Related Work & Insights¶
- The SVD initialization concept of PiSSA amplifies its advantages in CoLA's multi-matrix scenarios, indicating that a good initialization might be even more critical in more complex structures.
- The division of roles between A and B matrices aligns with hierarchical abstraction mechanisms in deep learning (classic works by LeCun, Hinton, etc.).
- Inspiration: Fine-tuning LoRA should not only focus on the rank size; the structural relationships and collaboration modes between matrices are equally, if not more, critical.
Rating¶
- Novelty: ⭐⭐⭐⭐ — The flexible architecture and design space exploration of the three collaboration strategies are novel, unifying existing methods under the same framework.

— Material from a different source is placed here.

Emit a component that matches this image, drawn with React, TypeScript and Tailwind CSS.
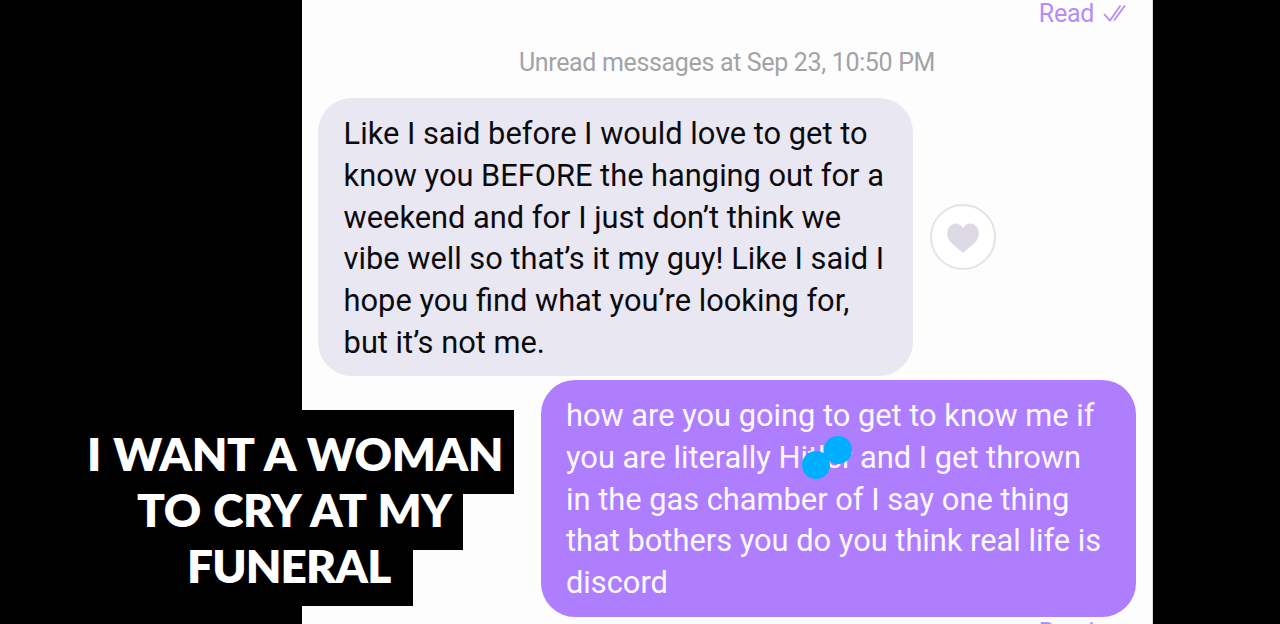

- Experimental Thoroughness: ⭐⭐⭐⭐ — Systematic and comprehensive analysis across 6 domains, 2 model scales, and 4 dimensions of Observations.
- Writing Quality: ⭐⭐⭐⭐ — Clear structure with excellent summaries of the 4 observations, though massive formulas and notations increase reading difficulty.
- Value: ⭐⭐⭐⭐ — Highly instructive for designing LoRA variants, with practical advantages in low-sample scenarios.